_Written instruction_: Collect every line of the records below that contains the word "screenshot".

_Extracted entries_:
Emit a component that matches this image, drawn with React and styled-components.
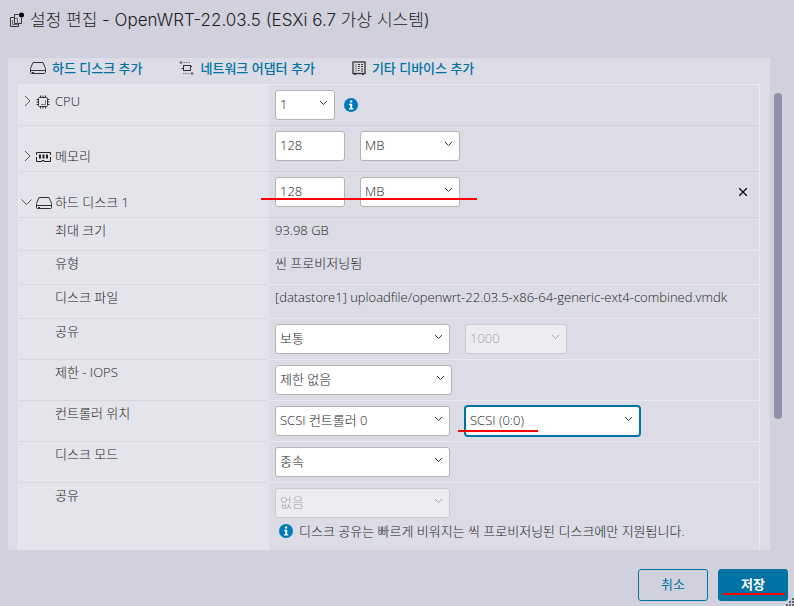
...
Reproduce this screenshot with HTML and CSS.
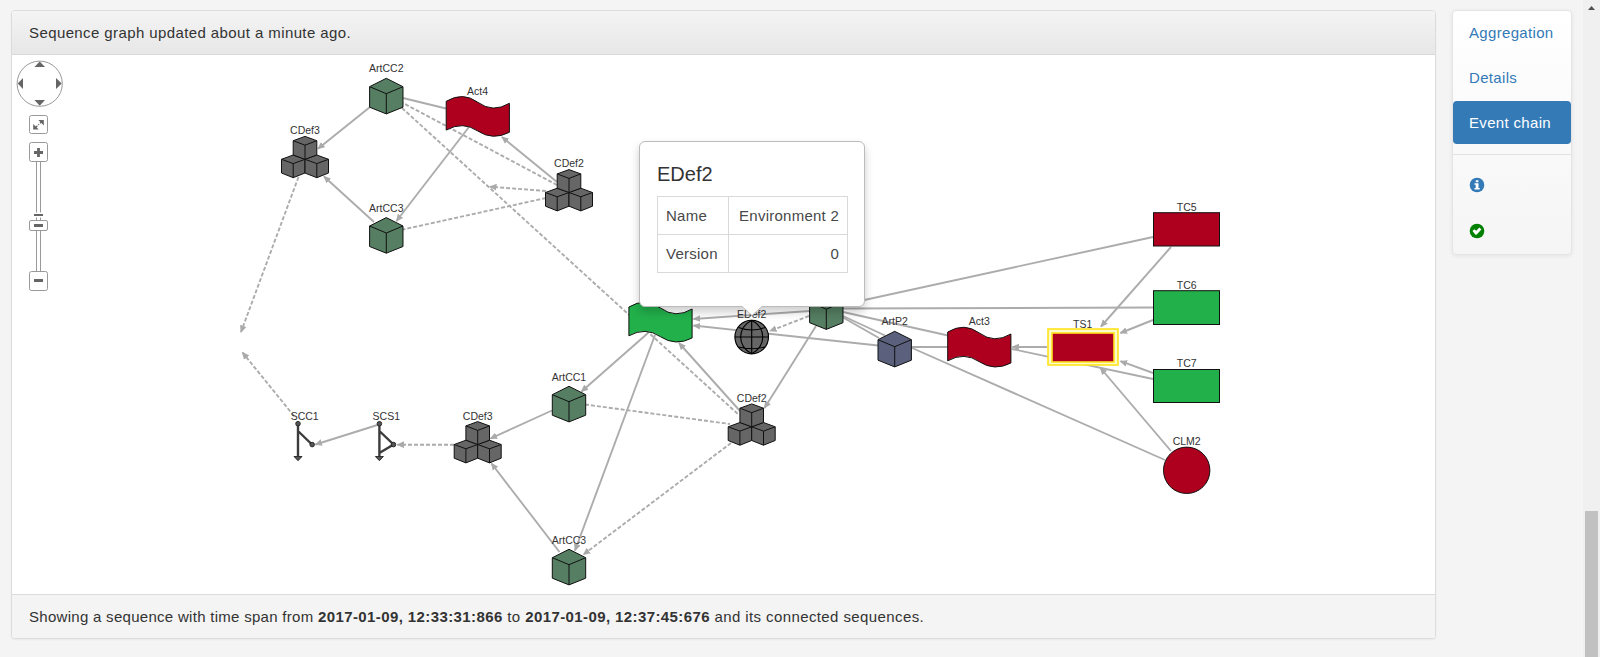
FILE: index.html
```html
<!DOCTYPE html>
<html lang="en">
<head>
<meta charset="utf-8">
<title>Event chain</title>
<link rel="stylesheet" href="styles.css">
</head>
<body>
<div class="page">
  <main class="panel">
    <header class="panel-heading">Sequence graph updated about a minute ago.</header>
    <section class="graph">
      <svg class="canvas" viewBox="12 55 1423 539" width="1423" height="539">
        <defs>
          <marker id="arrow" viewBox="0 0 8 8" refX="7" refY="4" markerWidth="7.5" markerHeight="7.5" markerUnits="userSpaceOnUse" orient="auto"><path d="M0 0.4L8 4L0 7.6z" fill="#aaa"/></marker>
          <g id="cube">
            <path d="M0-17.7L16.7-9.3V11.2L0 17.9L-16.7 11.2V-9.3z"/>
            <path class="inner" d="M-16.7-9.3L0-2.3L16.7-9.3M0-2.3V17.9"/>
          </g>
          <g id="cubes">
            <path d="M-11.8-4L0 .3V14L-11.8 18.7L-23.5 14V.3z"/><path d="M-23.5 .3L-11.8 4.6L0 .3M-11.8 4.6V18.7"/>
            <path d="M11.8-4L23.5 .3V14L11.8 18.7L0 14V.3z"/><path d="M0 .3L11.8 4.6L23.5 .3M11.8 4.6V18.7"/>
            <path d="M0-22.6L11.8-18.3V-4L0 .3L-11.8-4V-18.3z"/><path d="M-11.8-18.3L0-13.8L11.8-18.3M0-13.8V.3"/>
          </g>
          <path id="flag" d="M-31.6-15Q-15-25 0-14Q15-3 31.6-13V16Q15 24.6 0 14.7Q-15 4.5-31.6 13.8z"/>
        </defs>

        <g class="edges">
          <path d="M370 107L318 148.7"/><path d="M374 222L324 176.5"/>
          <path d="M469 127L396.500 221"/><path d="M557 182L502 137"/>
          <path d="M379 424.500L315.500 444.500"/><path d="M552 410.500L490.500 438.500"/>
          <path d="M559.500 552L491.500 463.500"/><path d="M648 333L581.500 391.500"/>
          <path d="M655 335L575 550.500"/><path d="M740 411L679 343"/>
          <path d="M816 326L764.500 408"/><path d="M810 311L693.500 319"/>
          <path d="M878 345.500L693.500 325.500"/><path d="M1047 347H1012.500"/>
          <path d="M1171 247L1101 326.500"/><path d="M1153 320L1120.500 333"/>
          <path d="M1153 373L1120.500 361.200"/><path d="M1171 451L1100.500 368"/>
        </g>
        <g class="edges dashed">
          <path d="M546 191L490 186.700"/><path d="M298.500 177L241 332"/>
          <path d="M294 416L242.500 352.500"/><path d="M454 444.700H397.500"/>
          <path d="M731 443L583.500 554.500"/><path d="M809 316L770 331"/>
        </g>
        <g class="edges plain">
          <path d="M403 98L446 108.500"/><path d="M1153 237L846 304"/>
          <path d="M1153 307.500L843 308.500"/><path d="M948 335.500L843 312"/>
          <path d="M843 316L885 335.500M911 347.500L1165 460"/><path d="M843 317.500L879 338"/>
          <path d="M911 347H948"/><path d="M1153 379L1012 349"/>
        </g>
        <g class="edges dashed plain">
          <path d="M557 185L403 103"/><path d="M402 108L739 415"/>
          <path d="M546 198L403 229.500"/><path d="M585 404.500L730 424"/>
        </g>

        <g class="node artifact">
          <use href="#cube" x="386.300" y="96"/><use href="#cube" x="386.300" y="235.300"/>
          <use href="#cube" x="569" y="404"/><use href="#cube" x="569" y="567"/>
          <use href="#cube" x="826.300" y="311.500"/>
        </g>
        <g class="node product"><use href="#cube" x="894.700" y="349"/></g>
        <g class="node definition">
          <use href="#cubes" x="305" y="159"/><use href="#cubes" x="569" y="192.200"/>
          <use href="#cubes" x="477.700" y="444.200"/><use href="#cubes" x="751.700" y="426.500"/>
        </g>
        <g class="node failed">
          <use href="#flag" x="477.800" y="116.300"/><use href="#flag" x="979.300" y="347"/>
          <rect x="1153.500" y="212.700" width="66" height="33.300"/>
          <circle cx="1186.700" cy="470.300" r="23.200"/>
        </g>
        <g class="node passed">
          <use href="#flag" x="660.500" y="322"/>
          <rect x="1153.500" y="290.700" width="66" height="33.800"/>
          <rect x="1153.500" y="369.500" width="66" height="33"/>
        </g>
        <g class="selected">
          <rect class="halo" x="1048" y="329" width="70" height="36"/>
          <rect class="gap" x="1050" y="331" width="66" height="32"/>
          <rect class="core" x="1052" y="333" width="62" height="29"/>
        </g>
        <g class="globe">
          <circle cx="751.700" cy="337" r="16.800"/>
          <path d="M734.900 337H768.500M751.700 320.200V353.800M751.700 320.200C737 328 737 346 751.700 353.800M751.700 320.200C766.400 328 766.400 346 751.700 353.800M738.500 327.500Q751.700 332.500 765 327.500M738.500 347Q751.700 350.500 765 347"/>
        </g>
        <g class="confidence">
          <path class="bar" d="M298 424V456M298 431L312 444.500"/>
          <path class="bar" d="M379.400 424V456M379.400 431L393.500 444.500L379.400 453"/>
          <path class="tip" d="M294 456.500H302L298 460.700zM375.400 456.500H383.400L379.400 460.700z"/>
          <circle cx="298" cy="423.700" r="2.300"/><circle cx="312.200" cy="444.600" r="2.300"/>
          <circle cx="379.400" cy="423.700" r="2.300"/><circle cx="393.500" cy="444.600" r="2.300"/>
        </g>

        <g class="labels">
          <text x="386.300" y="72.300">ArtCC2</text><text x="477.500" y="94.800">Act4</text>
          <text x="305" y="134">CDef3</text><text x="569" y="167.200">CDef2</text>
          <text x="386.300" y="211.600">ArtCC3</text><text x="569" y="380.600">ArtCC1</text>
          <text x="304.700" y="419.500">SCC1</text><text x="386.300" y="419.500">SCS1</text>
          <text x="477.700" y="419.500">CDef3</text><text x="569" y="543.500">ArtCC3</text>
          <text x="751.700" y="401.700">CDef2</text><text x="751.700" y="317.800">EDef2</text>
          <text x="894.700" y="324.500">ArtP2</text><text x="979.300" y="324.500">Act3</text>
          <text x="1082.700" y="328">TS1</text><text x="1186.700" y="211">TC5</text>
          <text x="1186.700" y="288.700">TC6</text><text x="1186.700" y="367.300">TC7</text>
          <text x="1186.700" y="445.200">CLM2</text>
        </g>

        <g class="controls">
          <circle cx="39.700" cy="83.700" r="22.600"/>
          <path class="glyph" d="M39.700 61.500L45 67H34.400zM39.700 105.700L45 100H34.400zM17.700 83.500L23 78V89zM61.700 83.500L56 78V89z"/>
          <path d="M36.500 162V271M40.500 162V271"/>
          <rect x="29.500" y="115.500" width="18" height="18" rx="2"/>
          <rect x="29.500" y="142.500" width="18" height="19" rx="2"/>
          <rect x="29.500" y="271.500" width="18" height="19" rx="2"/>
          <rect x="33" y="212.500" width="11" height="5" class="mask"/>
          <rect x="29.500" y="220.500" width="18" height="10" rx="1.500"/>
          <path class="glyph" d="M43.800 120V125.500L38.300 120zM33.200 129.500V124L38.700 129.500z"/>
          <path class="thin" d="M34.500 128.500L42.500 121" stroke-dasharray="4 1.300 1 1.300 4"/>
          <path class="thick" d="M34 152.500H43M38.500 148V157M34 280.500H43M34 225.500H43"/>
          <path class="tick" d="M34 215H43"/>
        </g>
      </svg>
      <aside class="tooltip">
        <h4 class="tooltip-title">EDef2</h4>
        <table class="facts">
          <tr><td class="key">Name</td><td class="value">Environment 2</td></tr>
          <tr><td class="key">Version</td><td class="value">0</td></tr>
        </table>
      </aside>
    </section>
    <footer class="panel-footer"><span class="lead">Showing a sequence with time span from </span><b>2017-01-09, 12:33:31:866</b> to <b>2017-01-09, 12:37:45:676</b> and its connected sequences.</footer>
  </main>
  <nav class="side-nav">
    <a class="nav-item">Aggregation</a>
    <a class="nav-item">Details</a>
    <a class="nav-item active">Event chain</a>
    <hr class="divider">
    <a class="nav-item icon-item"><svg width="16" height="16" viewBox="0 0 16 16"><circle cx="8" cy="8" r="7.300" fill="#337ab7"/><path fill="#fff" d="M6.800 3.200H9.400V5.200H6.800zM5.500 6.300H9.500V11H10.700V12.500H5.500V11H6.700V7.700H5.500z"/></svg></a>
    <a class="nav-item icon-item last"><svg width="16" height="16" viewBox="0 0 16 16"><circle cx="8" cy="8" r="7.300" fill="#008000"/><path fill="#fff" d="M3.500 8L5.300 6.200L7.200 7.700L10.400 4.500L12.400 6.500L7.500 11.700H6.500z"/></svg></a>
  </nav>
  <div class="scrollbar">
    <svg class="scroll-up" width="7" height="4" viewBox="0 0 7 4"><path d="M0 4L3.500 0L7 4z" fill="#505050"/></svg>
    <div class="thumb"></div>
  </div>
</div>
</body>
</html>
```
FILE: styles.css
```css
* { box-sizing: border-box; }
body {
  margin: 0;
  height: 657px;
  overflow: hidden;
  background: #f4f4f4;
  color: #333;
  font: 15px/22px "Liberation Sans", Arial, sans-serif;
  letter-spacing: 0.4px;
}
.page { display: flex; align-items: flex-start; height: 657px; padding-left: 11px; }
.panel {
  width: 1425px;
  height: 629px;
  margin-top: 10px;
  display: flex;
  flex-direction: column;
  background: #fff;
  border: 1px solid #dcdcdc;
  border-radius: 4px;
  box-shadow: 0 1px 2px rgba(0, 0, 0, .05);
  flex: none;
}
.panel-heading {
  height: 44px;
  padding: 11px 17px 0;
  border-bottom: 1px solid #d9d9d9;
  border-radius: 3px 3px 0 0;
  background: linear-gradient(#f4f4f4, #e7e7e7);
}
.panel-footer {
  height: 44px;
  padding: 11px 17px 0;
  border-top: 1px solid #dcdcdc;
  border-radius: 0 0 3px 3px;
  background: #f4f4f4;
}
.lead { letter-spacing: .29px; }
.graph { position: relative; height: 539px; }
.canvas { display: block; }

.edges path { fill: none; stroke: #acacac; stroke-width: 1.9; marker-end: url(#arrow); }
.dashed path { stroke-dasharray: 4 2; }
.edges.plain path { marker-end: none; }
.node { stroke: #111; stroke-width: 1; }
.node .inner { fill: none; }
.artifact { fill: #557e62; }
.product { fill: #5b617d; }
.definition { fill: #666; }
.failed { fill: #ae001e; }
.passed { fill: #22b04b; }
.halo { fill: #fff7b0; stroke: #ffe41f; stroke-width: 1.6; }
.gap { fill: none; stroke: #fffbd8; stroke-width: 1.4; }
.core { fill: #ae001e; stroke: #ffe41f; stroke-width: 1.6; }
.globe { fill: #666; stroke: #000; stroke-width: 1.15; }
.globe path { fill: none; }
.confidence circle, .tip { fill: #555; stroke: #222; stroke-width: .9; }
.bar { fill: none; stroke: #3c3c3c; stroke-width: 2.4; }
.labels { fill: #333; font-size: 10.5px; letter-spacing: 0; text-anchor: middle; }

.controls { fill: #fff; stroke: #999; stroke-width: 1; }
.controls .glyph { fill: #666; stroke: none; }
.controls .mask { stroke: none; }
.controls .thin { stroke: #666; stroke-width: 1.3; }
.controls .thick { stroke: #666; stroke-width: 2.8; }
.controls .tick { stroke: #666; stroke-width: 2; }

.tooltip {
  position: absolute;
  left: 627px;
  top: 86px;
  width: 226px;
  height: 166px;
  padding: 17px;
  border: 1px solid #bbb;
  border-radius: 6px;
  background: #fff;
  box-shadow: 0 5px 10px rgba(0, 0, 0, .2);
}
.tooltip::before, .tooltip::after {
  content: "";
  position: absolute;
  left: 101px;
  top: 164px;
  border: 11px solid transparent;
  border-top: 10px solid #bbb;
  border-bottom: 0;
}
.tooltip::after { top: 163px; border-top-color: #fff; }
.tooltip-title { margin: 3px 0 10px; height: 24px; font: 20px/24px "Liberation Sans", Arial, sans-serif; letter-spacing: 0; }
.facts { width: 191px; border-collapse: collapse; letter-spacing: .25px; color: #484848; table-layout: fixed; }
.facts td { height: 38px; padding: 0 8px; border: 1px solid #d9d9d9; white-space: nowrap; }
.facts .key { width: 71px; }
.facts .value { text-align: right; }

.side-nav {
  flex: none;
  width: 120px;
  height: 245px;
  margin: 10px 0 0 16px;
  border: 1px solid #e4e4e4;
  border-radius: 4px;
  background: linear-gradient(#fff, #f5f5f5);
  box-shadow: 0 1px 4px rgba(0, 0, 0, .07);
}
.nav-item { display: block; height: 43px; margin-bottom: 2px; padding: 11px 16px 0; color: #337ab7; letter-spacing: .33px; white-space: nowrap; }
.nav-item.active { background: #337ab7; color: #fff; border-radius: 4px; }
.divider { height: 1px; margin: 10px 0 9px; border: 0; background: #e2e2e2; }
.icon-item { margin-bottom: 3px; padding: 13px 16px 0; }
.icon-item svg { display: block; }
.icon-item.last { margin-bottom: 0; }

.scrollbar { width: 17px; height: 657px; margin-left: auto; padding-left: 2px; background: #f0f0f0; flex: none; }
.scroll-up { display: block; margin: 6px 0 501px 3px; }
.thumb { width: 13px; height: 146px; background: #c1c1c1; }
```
...
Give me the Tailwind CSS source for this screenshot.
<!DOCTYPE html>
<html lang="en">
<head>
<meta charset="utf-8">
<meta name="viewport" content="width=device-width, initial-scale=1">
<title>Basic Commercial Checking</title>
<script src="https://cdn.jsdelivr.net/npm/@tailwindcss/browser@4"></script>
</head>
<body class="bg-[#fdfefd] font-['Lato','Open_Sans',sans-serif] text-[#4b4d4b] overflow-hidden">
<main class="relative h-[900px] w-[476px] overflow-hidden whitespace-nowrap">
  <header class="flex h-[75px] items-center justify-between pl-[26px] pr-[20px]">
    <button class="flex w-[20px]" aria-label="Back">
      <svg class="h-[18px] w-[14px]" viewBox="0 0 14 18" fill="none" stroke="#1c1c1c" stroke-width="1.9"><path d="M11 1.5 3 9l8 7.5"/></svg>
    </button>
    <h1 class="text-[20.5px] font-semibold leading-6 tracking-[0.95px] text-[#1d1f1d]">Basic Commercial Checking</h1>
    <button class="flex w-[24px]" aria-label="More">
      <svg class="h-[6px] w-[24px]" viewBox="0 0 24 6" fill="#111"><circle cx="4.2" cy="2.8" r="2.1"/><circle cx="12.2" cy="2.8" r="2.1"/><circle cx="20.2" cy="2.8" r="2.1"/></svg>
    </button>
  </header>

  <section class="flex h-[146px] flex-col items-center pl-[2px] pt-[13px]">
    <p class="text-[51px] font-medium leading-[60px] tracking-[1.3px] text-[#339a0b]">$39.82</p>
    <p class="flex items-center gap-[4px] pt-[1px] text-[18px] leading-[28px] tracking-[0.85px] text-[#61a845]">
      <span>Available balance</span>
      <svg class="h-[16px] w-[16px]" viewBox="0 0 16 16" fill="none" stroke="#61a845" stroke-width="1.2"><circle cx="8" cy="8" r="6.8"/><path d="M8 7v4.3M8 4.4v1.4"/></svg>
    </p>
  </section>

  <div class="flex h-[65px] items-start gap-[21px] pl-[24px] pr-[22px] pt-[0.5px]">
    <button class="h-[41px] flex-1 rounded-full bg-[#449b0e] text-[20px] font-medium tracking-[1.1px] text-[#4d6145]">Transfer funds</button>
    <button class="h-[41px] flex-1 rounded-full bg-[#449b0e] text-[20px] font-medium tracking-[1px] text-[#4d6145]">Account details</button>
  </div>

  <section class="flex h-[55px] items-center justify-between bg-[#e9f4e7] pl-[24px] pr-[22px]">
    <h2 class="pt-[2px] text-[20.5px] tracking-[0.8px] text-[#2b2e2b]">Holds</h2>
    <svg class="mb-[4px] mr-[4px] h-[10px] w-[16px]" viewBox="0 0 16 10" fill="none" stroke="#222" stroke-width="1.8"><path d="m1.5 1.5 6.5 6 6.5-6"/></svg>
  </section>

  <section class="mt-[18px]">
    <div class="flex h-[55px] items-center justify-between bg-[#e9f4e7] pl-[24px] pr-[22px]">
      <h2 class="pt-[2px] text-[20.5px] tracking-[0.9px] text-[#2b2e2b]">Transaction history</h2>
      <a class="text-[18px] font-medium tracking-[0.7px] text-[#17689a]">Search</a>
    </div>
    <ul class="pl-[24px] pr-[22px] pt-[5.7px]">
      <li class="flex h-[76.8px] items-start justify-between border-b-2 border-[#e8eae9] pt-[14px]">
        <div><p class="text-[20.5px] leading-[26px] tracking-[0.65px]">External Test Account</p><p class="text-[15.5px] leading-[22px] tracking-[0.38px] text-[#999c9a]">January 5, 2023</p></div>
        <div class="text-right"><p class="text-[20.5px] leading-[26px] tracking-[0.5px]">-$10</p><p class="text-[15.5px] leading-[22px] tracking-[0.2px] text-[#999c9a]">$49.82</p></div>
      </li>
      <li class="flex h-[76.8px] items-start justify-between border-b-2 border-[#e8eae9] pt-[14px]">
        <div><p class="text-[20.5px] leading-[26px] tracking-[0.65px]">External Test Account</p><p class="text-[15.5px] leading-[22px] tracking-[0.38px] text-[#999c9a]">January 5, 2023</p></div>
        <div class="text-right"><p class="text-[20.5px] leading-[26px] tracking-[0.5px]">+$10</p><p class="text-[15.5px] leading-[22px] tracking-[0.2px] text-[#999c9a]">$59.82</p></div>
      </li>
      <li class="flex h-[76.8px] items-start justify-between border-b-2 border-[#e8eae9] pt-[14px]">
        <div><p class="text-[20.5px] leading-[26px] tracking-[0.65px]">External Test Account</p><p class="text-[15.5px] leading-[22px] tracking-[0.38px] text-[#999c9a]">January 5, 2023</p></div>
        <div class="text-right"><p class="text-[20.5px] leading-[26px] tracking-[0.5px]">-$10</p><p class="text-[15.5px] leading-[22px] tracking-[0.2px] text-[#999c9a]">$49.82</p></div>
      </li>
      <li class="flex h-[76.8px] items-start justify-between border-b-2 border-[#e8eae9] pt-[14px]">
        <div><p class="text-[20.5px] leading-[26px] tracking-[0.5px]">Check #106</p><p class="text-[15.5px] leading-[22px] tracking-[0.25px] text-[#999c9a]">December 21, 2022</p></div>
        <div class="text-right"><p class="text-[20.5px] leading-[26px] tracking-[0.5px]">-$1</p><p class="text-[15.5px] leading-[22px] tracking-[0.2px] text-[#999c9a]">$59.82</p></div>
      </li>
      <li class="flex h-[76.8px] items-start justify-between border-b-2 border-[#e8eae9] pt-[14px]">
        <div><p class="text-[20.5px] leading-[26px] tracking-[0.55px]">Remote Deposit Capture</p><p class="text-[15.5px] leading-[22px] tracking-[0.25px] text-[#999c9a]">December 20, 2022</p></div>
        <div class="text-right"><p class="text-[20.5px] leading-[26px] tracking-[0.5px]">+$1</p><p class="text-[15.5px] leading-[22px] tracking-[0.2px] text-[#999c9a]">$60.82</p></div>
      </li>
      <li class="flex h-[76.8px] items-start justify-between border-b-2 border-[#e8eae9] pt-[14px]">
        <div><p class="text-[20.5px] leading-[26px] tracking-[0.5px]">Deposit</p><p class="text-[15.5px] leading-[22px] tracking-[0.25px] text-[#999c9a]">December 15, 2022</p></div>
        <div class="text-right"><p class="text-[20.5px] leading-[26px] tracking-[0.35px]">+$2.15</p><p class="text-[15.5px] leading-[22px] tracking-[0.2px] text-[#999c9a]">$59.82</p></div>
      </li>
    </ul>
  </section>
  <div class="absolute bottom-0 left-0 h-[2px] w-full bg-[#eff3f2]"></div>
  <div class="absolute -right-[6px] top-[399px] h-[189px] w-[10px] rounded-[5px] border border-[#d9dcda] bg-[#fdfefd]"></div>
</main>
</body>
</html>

_Solution below_:
Reproduce this screenshot with HTML and CSS.
Give me the Tailwind CSS source for this screenshot.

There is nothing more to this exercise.